Matched Set: Senate Considers Enforcement of Intellectual Property Rights Act of 2008
Driving to the big city and loading up the trunk with counterfeit handbags for a purse party is about to get a little bit riskier.
Today Senators Patrick Leahy and Arlen Spector, along with a bipartisan group of colleagues, introduced the Enforcement of Intellectual Property Rights Act of 2008, a companion bill to the somewhat more elegantly named PRO-IP Act, which passed the House back in May. (OK, the House version's full name is the Prioritizing Resources and Organization for Intellectual Property Act of 2008, but good acronyms are hard to come by.) It seems someone figured out that having IP laws on the books is one thing, but actually enforcing them is quite another.

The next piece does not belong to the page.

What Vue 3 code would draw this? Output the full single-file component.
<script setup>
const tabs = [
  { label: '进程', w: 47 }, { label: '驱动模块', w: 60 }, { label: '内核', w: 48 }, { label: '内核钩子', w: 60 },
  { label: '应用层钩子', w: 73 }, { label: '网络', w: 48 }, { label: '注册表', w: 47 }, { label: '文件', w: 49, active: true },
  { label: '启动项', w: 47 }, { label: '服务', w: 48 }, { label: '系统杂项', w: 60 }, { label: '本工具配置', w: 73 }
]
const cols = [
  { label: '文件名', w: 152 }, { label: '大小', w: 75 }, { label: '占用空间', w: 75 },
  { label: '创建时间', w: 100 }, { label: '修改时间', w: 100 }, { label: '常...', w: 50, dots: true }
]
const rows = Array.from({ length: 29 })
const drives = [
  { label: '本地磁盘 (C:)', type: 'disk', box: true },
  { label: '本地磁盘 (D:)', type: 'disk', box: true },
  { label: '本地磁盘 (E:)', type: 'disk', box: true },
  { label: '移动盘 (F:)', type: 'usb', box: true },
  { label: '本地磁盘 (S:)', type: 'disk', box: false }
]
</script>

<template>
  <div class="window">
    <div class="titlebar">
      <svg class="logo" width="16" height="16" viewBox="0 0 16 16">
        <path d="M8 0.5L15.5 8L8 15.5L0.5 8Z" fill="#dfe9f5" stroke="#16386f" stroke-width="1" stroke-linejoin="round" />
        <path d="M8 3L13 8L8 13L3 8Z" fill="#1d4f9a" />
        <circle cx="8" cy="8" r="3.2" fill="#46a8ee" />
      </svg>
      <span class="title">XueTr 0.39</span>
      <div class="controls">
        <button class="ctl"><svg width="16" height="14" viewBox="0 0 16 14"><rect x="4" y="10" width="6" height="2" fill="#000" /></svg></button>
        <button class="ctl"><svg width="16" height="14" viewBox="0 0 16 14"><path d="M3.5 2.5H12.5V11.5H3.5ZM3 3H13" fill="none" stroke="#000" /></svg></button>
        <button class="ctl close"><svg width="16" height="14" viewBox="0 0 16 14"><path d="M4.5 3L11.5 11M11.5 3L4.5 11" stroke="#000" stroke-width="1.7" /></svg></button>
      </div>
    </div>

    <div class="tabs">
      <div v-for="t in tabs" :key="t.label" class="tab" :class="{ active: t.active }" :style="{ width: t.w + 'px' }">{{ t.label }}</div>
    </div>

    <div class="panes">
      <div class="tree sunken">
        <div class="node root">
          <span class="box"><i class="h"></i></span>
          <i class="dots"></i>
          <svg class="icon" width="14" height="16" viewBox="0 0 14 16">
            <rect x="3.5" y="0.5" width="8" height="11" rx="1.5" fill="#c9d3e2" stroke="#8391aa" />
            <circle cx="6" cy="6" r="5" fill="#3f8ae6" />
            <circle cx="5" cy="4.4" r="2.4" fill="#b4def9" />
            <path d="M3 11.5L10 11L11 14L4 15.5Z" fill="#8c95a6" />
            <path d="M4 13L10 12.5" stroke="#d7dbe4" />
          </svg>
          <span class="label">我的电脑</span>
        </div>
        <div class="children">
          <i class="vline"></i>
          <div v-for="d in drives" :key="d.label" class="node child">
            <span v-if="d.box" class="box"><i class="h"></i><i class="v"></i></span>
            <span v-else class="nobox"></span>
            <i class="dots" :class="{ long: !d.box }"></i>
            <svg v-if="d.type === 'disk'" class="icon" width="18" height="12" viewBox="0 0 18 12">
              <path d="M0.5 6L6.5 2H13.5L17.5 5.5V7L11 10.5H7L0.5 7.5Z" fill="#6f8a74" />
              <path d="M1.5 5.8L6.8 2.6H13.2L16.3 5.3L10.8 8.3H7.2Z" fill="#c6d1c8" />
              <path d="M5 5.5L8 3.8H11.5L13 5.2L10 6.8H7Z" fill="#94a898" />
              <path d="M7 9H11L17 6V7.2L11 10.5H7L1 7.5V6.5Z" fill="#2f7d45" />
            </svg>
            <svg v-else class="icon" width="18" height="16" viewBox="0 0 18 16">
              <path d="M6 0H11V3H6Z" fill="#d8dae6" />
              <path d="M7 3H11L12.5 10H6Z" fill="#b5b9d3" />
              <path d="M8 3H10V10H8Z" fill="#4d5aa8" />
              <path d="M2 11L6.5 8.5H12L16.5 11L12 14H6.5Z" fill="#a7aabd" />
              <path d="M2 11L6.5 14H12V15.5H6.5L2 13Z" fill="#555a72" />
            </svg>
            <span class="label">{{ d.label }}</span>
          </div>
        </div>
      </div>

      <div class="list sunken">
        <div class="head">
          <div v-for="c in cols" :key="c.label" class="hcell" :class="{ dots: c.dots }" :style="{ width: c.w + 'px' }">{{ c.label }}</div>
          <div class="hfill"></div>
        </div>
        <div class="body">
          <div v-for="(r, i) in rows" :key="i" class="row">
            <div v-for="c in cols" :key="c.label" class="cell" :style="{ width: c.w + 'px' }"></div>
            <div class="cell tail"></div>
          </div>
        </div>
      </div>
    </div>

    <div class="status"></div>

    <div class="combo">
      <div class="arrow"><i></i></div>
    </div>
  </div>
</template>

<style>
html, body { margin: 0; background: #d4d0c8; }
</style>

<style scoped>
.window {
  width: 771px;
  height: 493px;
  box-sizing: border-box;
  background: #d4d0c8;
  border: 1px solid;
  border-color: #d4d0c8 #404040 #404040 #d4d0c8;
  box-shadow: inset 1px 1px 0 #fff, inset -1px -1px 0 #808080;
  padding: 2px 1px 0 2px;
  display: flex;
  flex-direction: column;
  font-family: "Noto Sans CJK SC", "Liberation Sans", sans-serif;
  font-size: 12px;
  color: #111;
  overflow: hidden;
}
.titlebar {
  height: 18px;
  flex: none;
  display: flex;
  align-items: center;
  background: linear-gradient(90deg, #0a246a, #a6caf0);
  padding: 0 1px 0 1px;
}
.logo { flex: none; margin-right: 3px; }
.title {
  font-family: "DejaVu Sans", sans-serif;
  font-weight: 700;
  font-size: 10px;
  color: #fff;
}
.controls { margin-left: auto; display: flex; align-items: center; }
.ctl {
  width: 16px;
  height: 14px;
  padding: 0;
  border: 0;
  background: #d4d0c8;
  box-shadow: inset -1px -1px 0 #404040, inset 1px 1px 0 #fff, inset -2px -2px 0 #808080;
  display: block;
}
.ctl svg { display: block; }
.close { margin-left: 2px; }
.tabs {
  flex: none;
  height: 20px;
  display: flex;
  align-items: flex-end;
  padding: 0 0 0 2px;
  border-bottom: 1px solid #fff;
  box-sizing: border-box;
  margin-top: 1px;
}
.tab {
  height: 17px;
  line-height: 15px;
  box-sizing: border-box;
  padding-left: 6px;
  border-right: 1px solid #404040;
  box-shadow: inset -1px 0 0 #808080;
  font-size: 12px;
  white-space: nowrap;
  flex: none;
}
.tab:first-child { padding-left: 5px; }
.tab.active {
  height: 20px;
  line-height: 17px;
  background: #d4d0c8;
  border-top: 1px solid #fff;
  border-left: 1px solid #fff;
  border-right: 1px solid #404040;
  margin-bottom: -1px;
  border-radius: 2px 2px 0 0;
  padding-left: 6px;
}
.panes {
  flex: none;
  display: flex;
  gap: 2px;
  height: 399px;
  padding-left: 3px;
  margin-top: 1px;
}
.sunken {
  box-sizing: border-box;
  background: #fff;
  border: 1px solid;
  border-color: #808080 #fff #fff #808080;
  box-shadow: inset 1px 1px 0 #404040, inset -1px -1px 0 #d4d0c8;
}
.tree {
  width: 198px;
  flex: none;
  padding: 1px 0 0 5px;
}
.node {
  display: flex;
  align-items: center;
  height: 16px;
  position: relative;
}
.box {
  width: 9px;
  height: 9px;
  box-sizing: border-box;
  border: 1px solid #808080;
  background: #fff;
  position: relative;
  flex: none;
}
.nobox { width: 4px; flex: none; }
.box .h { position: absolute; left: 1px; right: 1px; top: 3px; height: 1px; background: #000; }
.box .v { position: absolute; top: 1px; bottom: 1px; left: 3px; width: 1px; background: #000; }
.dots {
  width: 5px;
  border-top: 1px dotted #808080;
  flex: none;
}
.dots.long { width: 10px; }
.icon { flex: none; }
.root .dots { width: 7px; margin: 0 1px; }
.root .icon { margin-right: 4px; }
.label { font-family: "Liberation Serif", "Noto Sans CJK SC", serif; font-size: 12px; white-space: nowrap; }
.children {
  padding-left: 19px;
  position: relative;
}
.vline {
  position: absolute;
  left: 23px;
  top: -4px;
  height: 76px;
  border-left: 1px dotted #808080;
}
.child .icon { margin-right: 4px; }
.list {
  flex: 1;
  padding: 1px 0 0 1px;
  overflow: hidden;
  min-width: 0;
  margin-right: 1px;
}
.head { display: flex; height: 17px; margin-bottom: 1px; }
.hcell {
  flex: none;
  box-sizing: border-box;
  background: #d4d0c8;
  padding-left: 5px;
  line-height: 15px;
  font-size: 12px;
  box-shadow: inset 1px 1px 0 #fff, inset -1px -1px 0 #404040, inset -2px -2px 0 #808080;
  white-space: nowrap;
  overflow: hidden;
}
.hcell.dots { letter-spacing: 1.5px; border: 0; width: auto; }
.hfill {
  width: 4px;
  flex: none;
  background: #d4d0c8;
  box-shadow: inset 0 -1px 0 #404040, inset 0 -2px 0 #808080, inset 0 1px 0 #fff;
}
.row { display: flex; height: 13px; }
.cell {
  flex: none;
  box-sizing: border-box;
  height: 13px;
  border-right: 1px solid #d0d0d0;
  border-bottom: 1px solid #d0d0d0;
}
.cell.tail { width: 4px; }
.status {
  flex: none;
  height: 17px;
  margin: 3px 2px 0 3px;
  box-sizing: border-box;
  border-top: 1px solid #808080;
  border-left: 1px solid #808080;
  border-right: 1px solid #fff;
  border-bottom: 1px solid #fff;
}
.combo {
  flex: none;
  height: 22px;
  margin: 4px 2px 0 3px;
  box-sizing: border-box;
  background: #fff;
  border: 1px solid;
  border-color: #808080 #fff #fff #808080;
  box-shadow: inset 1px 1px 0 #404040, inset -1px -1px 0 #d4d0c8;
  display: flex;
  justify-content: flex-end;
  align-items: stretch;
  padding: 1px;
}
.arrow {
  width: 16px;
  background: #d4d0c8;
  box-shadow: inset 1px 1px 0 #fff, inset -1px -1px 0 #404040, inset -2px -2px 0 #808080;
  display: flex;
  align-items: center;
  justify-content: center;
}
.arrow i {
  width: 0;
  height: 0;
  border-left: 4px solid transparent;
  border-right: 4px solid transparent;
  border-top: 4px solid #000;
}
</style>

Among the bill's additions to existing law are the following:
- Authorization of the Attorney General to bring civil, not just criminal actions -- a potential benefit to intellectual property rights holders who now have to file such lawsuits on their own dime;
- Enhanced penalties, including doubled statutory damages for counterfeiting (to $1,000 to $200,000 for use of a fake trademark and to $2m for doing so willfully);
- New forfeiture provisions for property used to violate intellectual property rights -- like that car used to transport counterfeit handbags or a computer used to download music;
- More enforcement resources and personnel at the local, national, and international levels, including placement of IP law enforcement coordinators in hotspots overseas; and
- A federal Intellectual Property Enforcement Coordinator, a.k.a. a Copyright Czar.
The bill isn't law yet -- but with both the House and the Senate focused on IP enforcement, the summer is heating up.